Review: 'Alias Grace' a spellbinding tale of true crime and quiltmaking
Grace Marks would rather be a murderess than a murderer, if given the choice between the two.
The elusive and mysterious term is a fitting description of the title character in Netflix's new series Alias Grace.
Grace Marks (Sarah Gadon) is a young Irish immigrant imprisoned at 16 for the murders of her employer and his housekeeper in northern Canada. She was put through a grueling trial, imprisoned in an insane asylum and now serves a life sentence for crimes she can't seem to remember.
The overarching story is a tale of true crime, which The Handmaid's Tale author Margaret Atwood used as inspiration for her 1996 novel of the same name. The real Grace Marks was indeed tried and found guilty of murder in 1843, but after 30 years of incarceration she was released and moved to New York.
After that, there is no record of what she did with the rest of her life.
Grace's imprisonment was a controversial one, with many questioning whether she actually did commit the murders or was an unwitting accessory to stable hand James McDermott (Kerr Logan), who was hanged for the murders.
That's where the Netflix series drops us -- a dozen years or so after Grace's trial. She's now in her early 30s and spends her days away from her cell cleaning a wealthy family's home. When Dr. Simon Jordan (Edward Holcroft) shows up at the request of people campaigning for Grace's release, we get to hear her tell her own story.
The details of what exactly happened to Thomas Kinnear (Paul Gross) and Nancy Montgomery (Anna Paquin) can't be summarized because questions still remain to this day about Grace's involvement. But the mini-series presents a patchwork story, from her cruel voyage to Canada from Ireland to her life as a poor Irish immigrant earning a living as a housemaid to wealthy families.
Gadon's Grace is a master storyteller and an unreliable narrator. She pieces together her life's story in Canada to an enraptured Dr. Jordan. The mishmash narrative is smartly deliberate, because throughout the series and the book, Grace is sewing quilts.

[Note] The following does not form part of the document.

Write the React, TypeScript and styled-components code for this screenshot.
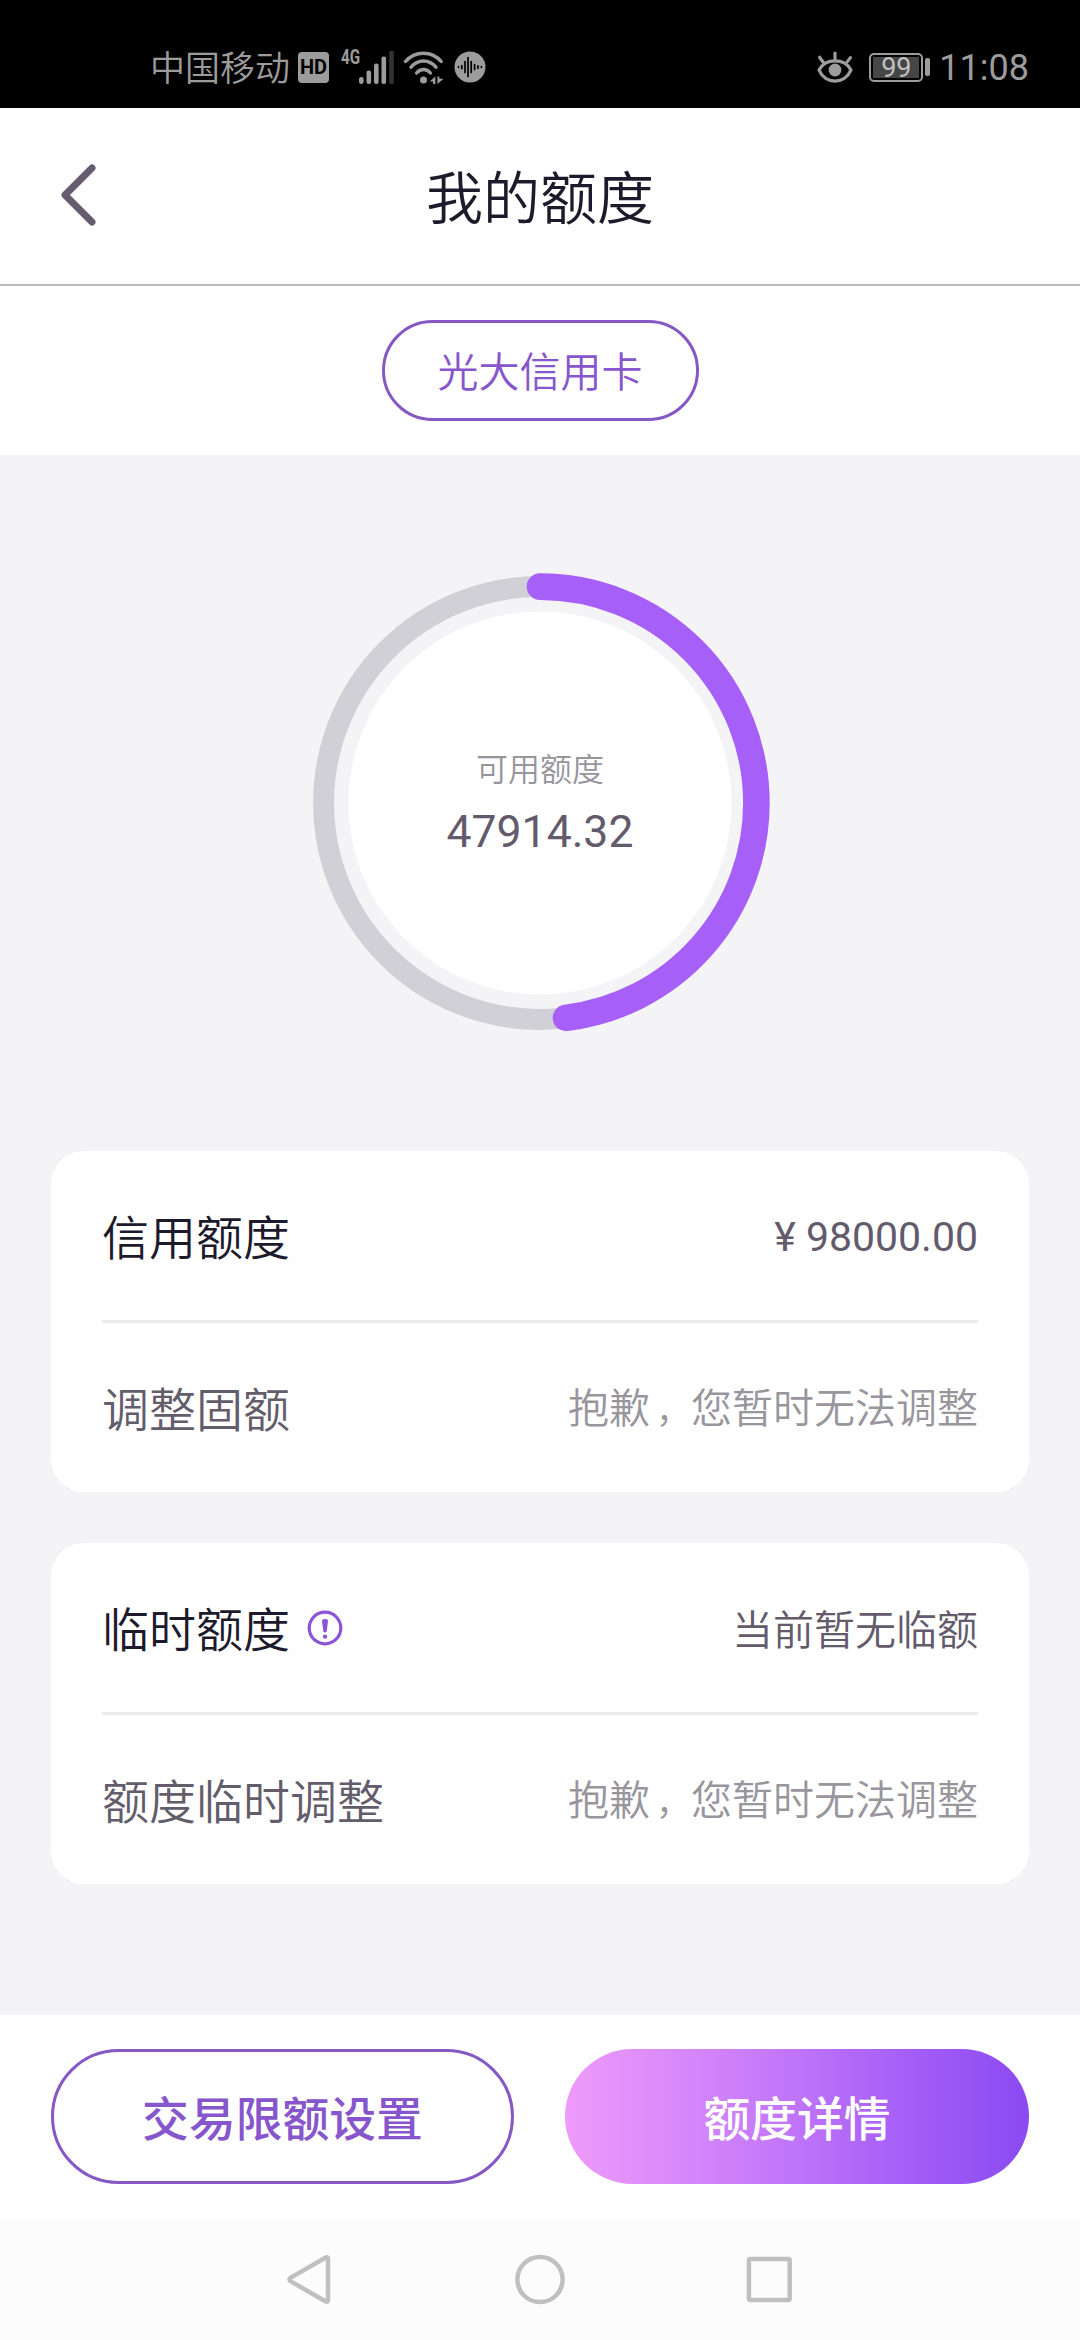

For Grace, opening up to Dr. Jordan is "... a feeling of being torn open; not like a body of flesh, it is not painful as such. But like a peach; and not even torn open, but to ripe and splitting open of its own accord. And inside the peach...there's a stone."
Alias Grace is a remarkably complex portrayal of a young servant girl who eventually becomes a "celebrated murderess." The series quickly becomes more of an attempt to understand Grace beyond her titles of maid and murderess.
Sure, the crime she supposedly committed is a fascinating one, as is the thought of never truly knowing if she did it. But Grace reels you into her story through its ambiguity and breadcrumb teases. The series takes a shot at understanding her, but by the end you'll likely be left with more questions than answers.